[c. 1 January 1768]
Bonjour & bon an au patriarche de Ferney, qui ne m'envoie ni la prose ni les vers qu'il m'a promis depuis six mois.
Il faut que vous autres patriarches vous ayez des usages & des mœurs en tout différents des profanes; avec des bâtons marquetés vous tachetez des brebis & trompez des beaux-pères; vos femmes sont tantôt vos sœurs tantôt vos femmes, selon que les circonstances le demandent; vous promettez vos ouvrages & ne les envoyez point: je conclus de tout cela qu'il ne fait pas bon se fier à vous autres, tout grands saints que vous êtes. Et qui vous empêche de donner signe de vie? Le cordon qui entourait Genève & Ferney est levé, vous n'êtes plus bloqués par les troupes françaises, & l'on écrit de Paris que vous êtes le protégé de Choiseul. Que de raisons pour écrire! Sera-t-il dit que je recevrai clandestinement vos ouvrages & que je ne les tirerai plus de source? Je vous avertis que j'ai imaginé le moyen de me faire payer; je vous bombarderai tant & si longtemps de mes pièces, que pour vous préserver de leur atteinte vous m'enverrez des vôtres. Ceci mérite quelques réflexions. Vous vous exposez plus que vous ne le pensez. Souvenez vous combien le dictionnaire de Trévoux fut fatal au Père Bertier; & si mes pièces ont la même vertu, vous bâillerez en les recevant, puis vous sommeillerez, puis vous tomberez en léthargie, puis on appellera le confesseur, & puis &c. &c. &c.

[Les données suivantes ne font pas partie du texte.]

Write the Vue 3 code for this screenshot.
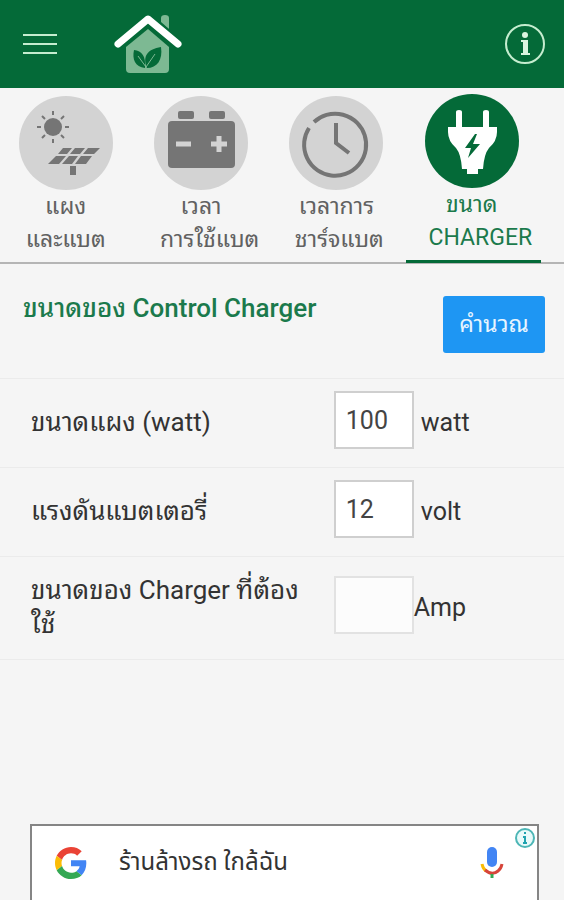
<template>
  <div class="page">
    <header class="app-header">
      <button class="icon-btn" aria-label="Menu">
        <svg width="34" height="24" viewBox="0 0 34 24">
          <path d="M0 3H34M0 12H34M0 21H34" stroke="#c5edcf" stroke-width="2" />
        </svg>
      </button>
      <svg class="logo" width="68" height="60" viewBox="0 0 68 60">
        <path d="M47 4Q47 1 51 1Q55 1 55 4V15L47 8Z" fill="#7db993" />
        <path d="M34 15L55 33V55Q55 59 51 59H16Q12 59 12 55V33Z" fill="#7db993" />
        <path d="M4 30L34 5L64 30" fill="none" stroke="#046a38" stroke-width="11" />
        <path d="M4 30L34 5L64 30" fill="none" stroke="#fff" stroke-width="7" stroke-linecap="round" stroke-linejoin="round" />
        <path d="M31 54C21 53 18 45 20 36C28 37 32 42 31 54ZM33 54C28 42 34 35 47 33C49 46 43 54 33 54Z" fill="#046a38" />
        <path d="M24 42L32 53L41 40" fill="none" stroke="#7db993" stroke-width="1" />
      </svg>
      <button class="icon-btn info" aria-label="Info">
        <svg width="42" height="42" viewBox="0 0 42 42">
          <circle cx="21" cy="21" r="19" fill="none" stroke="#c5edcf" stroke-width="2" />
          <circle cx="21" cy="12" r="3" fill="#d9f5df" />
          <path d="M17 17H24V30H26V32H17V30H19V19H17Z" fill="#d9f5df" />
        </svg>
      </button>
    </header>

    <nav class="tabs">
      <button
        v-for="tab in tabs"
        :key="tab.id"
        class="tab"
        :class="{ active: tab.id === current }"
        @click="current = tab.id"
      >
        <svg v-if="tab.id === 'panel'" class="tab-icon" viewBox="0 0 94 94">
          <circle class="disc" cx="47" cy="47" r="47" />
          <g class="shape">
            <circle cx="34" cy="31" r="9" />
            <path class="rays" d="M34 15V19M34 43V47M18 31H22M46 31H50M23 20L26 23M42 39L45 42M45 20L42 23M26 39L23 42" />
            <path d="M44 52H53L48 58H39ZM56 52H66L61 58H51ZM69 52H81L75 58H64ZM37 60H47L40 68H29ZM50 60H59L53 68H43ZM62 60H73L67 68H56Z" />
            <rect x="51" y="70" width="6" height="9" />
          </g>
        </svg>
        <svg v-else-if="tab.id === 'battery'" class="tab-icon" viewBox="0 0 94 94">
          <circle class="disc" cx="47" cy="47" r="47" />
          <g class="shape">
            <rect x="24" y="15" width="16" height="8" rx="2" />
            <rect x="55" y="15" width="16" height="8" rx="2" />
            <rect x="14" y="25" width="67" height="47" rx="4" />
          </g>
          <path d="M22 48H37M57 48H73M65 40V56" stroke="#d3d3d3" stroke-width="5" />
        </svg>
        <svg v-else-if="tab.id === 'clock'" class="tab-icon" viewBox="0 0 94 94">
          <circle class="disc" cx="47" cy="47" r="47" />
          <path d="M25 26A31 31 0 1 1 20 32M47 27V47L60 57" fill="none" stroke="#757575" stroke-width="4" />
        </svg>
        <svg v-else class="tab-icon" viewBox="0 0 94 94">
          <circle class="disc" cx="47" cy="47" r="47" />
          <path
            d="M31 18Q31 16 34 16Q37 16 37 18V33H58V18Q58 16 61 16Q64 16 64 18V33H72V38Q72 47 64 54Q59 60 58 75H53V80H42V75H37Q36 60 31 54Q23 47 23 38V33H31Z"
            fill="#fff"
          />
          <path d="M50 40L40 54H46L43 64L55 50H48L52 40Z" fill="#046a38" />
        </svg>
        <span class="tab-label">{{ tab.label }}</span>
      </button>
    </nav>

    <main>
      <section class="title-row">
        <h1>ขนาดของ Control Charger</h1>
        <button class="calc-btn" @click="calculate">คำนวณ</button>
      </section>

      <div class="field-row">
        <label for="watt">ขนาดแผง (watt)</label>
        <div class="value">
          <input id="watt" v-model="watt" type="text" inputmode="numeric" />
          <span class="unit spaced">watt</span>
        </div>
      </div>
      <div class="field-row">
        <label for="volt">แรงดันแบตเตอรี่</label>
        <div class="value">
          <input id="volt" v-model="volt" type="text" inputmode="numeric" />
          <span class="unit spaced">volt</span>
        </div>
      </div>
      <div class="field-row">
        <label for="amp">ขนาดของ Charger ที่ต้องใช้</label>
        <div class="value">
          <input id="amp" class="result" :value="amp" type="text" readonly />
          <span class="unit">Amp</span>
        </div>
      </div>
    </main>

    <a class="ad" href="#">
      <svg width="32" height="32" viewBox="0 0 48 48">
        <path fill="#ea4335" d="M24 9.5c3.54 0 6.71 1.22 9.21 3.6l6.85-6.85C35.9 2.38 30.47 0 24 0 14.62 0 6.51 5.38 2.56 13.22l7.98 6.19C12.43 13.72 17.74 9.5 24 9.5z" />
        <path fill="#4285f4" d="M46.98 24.55c0-1.57-.15-3.09-.38-4.55H24v9.02h12.94c-.58 2.96-2.26 5.48-4.78 7.18l7.73 6c4.51-4.18 7.09-10.36 7.09-17.65z" />
        <path fill="#fbbc05" d="M10.53 28.59c-.48-1.45-.76-2.99-.76-4.59s.27-3.14.76-4.59l-7.98-6.19C.92 16.46 0 20.12 0 24c0 3.88.92 7.54 2.56 10.78l7.97-6.19z" />
        <path fill="#34a853" d="M24 48c6.48 0 11.93-2.13 15.89-5.81l-7.73-6c-2.15 1.45-4.92 2.3-8.16 2.3-6.26 0-11.57-4.22-13.47-9.91l-7.98 6.19C6.51 42.62 14.62 48 24 48z" />
      </svg>
      <span class="ad-text">ร้านล้างรถ ใกล้ฉัน</span>
      <svg width="24" height="32" viewBox="0 0 24 32">
        <rect x="7" y="0" width="10" height="20" rx="5" fill="#4285f4" />
        <path d="M2 17Q3 22 6 24" fill="none" stroke="#fbbc05" stroke-width="3" />
        <path d="M5 23Q12 29 18 24Q21 22 22 17" fill="none" stroke="#d6453a" stroke-width="3" />
        <path d="M12 27V31" stroke="#34a853" stroke-width="3" />
      </svg>
      <svg class="ad-info" width="20" height="20" viewBox="0 0 20 20">
        <circle cx="10" cy="10" r="9" fill="#e8fafa" stroke="#4db6b6" stroke-width="2" />
        <path d="M10 4V6M8 9H10V15M8 15H12" fill="none" stroke="#1fa3b0" stroke-width="2" />
      </svg>
    </a>
  </div>
</template>

<script setup>
import { ref } from 'vue'

const tabs = [
  { id: 'panel', label: 'แผง\nและแบต' },
  { id: 'battery', label: 'เวลา\n\u00a0\u00a0\u00a0การใช้แบต' },
  { id: 'clock', label: 'เวลาการ\n\u00a0ชาร์จแบต' },
  { id: 'charger', label: 'ขนาด\n\u00a0\u00a0\u00a0CHARGER' }
]

const current = ref('charger')
const watt = ref('100')
const volt = ref('12')
const amp = ref('')

function calculate() {
  const result = Number(watt.value) / Number(volt.value)
  amp.value = Number.isFinite(result) ? result.toFixed(1) : ''
}
</script>

<style>
body {
  background: #f5f5f5;
}
</style>

<style scoped>
.page {
  display: flex;
  flex-direction: column;
  min-height: 100vh;
  background: #f5f5f5;
  color: #333;
  font-family: Roboto, "Noto Sans Thai Looped", "Noto Sans", sans-serif;
  font-size: 25px;
}

.page * {
  box-sizing: border-box;
}

button,
input {
  font-family: inherit;
}

.app-header {
  display: flex;
  align-items: center;
  height: 88px;
  padding: 0 18px 0 23px;
  background: #046a38;
}

.icon-btn {
  display: flex;
  padding: 0;
  border: none;
  background: none;
  cursor: pointer;
}

.logo {
  margin-left: 57px;
}

.info {
  margin-left: auto;
}

.tabs {
  display: flex;
  border-bottom: 2px solid #b5b5b5;
}

.tab {
  display: flex;
  flex: 0 0 24%;
  flex-direction: column;
  align-items: center;
  margin-bottom: -1px;
  padding: 8px 4px 4px 0;
  border: none;
  border-bottom: 3px solid transparent;
  background: none;
  color: #616161;
  cursor: pointer;
}

.tab.active {
  padding-top: 6px;
  padding-bottom: 6px;
  border-bottom-color: #046a38;
  color: #1b7a4c;
}

.tab-icon {
  width: 94px;
  height: 94px;
}

.disc {
  fill: #d3d3d3;
}

.active .disc {
  fill: #046a38;
}

.shape {
  fill: #757575;
}

.rays {
  stroke: #757575;
  stroke-width: 2;
}

.tab-label {
  font-size: 23px;
  line-height: 33px;
  text-align: center;
  white-space: pre;
}

.title-row {
  display: flex;
  align-items: flex-start;
  justify-content: space-between;
  padding: 32px 19px 25px 23px;
  border-bottom: 1px solid #ebebeb;
}

h1 {
  margin: 0;
  color: #1b7a4c;
  font-size: 26px;
  font-weight: 500;
  line-height: 25px;
}

.calc-btn {
  width: 102px;
  height: 57px;
  padding: 0 0 6px;
  border: none;
  border-radius: 3px;
  background: #1e96f3;
  color: #e8f5ff;
  font-size: 23px;
  cursor: pointer;
}

.field-row {
  display: grid;
  grid-template-columns: 54% 1fr;
  align-items: center;
  padding: 12px 0 18px 31px;
  border-bottom: 1px solid #ebebeb;
}

.field-row label {
  padding: 4px 15px 0 0;
  font-size: 26px;
  line-height: 34px;
}

.value {
  display: flex;
  align-items: center;
  margin-left: 15px;
}

.value input {
  width: 80px;
  height: 58px;
  padding: 0 10px;
  border: 2px solid #cfcfcf;
  background: #fff;
  color: #444;
  font-size: 25px;
}

.value .result {
  border-color: #e2e2e2;
  background: #fcfcfc;
}

.unit {
  padding-top: 4px;
}

.spaced {
  margin-left: 7px;
}

.ad {
  position: relative;
  display: flex;
  align-items: center;
  height: 76px;
  margin: auto 25px 0 30px;
  padding: 0 33px 0 23px;
  border: 2px solid #858585;
  border-bottom: none;
  background: #fff;
  color: #333;
  font-family: Roboto, "Noto Sans Thai", "Noto Sans", sans-serif;
  font-size: 24px;
  text-decoration: none;
}

.ad-text {
  flex: 1;
  margin-left: 32px;
}

.ad-info {
  position: absolute;
  top: 2px;
  right: 2px;
}
</style>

Ah! patriarche, évitez d'aussi grands dangers, tenez moi parole, envoyez moi vos ouvrages, & je vous promets que vous ne recevrez plus de moi ni d'ouvrages soporifiques ni de poisons léthargiques, ni de médisances sur les patriarches, leurs sœurs, leurs nièces, leurs brebis & leur inexactitude, & que je serai toujours avec l'admiration due au père des croyants &c.